SC Borussia played as a local side until winning promotion to the Amateurliga Hessen (III) in 1957 and, with the exception of the 1959–60 season, remained a third division team through to 1963. The club finished well enough that year to earn a place in the newly formed Regionalliga Süd (II) but were promptly relegated. They would compete in the Amateurliga Hessen (III) for the next 11 seasons before slipping to fourth division play in the Landesliga Hessen-Nord in 1975 and then spending the next season in the fifth division.

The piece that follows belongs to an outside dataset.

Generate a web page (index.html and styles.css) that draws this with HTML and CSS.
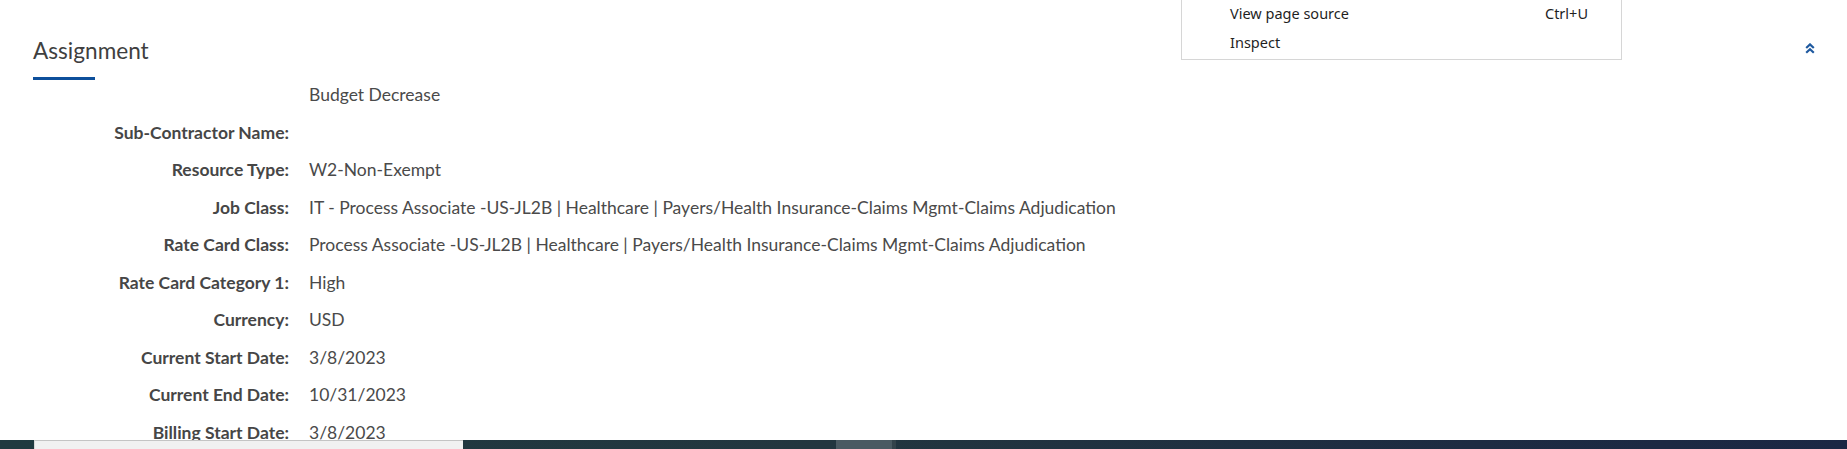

Fulda has since played largely as fourth tier side with occasional forays into third division competition. After some solid finishes in the Regionalliga Süd (III) in the late 90s the club ran into financial difficulties and nearly collapsed midway through the 1998–99 season. The club played in the Oberliga Hessen (IV) from 2006 to 2009 again, until suffering relegation to the Landesliga. The club after this fell another tier, playing in the Gruppenliga Fulda (VII) from 2010 to 2014. It came close to financial collapse once more in 2010 and had to declare insolvency but managed to recover. A title in the Gruppenliga Fulda in 2014 however took the club back to the Verbandsliga, where in 2015 it won its third title and promotion back to the Hessenliga. After an initial seventh-place finish in 2018 the club's first team was integrated into TSV Lehnerz, the latter becoming SG Barockstadt Fulda Lehnerz.

The junior teams remained with Borussia. Following the merger with Lehnerz, the club was placed last in the Hessenliga and resigned from it. For the 2018–19 season, its reserve team, which has been playing in the Kreisliga Fulda (IX), became the new first team.

== Honours ==
The club's honours:

=== League ===
- Gauliga Hessen
  - Champions: 1934, 1941, 1942, 1944
  - Runners-up: 1935, 1936
- Oberliga Hessen (IV)
  - Champions: 1954, 1957, 1960, 1996, 2001
- Landesliga Hessen-Nord (V)
  - Champions: 1990, 2006, 2015
- Landesliga Hessen/Fulda
  - Champions: 1947
- Gruppenliga Fulda
  - Champions: 2014

=== Cup ===
- Hesse Cup
  - Runners-up: 1993, 1999

== Recent seasons ==
The recent season-by-season performance of the club:

| Season | Division | Tier | Position |
| 1999–2000 | Regionalliga Süd | III | 17th ↓ |
| 2000–01 | Oberliga Hessen | IV | 1st ↑ |
| 2001–02 | Regionalliga Süd | III | 18th ↓ |
| 2002–03 | Oberliga Hessen | IV | 4th |
| 2003–04 | Oberliga Hessen | 3rd ↓ |
| 2004–05 | Landesliga Hessen-Nord | V | 6th |
| 2005–06 | Landesliga Hessen-Nord | 1st ↑ |
| 2006–07 | Oberliga Hessen | IV | 8th |
| 2007–08 | Oberliga Hessen | 9th |
| 2008–09 | Oberliga Hessen | V | 17th ↓ |
| 2009–10 | Landesliga Hessen-Nord | VI | 18th ↓ |
| 2010–11 | Gruppenliga Fulda | VII | 12th |
| 2011–12 | Gruppenliga Fulda | 6th |
| 2012–13 | Gruppenliga Fulda | 7th |
| 2013–14 | Gruppenliga Fulda | 1st ↑ |
| 2014–15 | Verbandsliga Hessen-Nord | VI | 1st ↑ |
| 2015–16 | Hessenliga | V | 11th |
| 2016–17 | Hessenliga | 5th |
| 2017–18 | Hessenliga | 7th (resigned) |
| 2018–19 | Kreisliga A Fulda | IX | 14th |
| 2019–20 | Kreisliga A Fulda | 5th |
| 2020–21 | Kreisliga A Fulda | 8th |
| 2021–22 | Kreisliga A Fulda | 4th |
| 2022–23 | Kreisliga A Fulda | 1st ↑ |
| 2023–24 | Kreisoberliga Fulda Mitte | VIII |  |

- With the introduction of the Regionalligas in 1994 and the 3. Liga in 2008 as the new third tier, below the 2. Bundesliga, all leagues below dropped one tier. Also in 2008, a large number of football leagues in Hesse were renamed, with the Oberliga Hessen becoming the Hessenliga, the Landesliga becoming the Verbandsliga, the Bezirksoberliga becoming the Gruppenliga and the Bezirksliga becoming the Kreisoberliga.

| ↑ Promoted | ↓ Relegated |

== Stadium ==
Borussia Fulda plays in the Sportpark Johannisau (Stadion der Stadt Fulda) which was built in 1957 to hold 30,000 spectators and today has a capacity of 18,000 (~750 seats).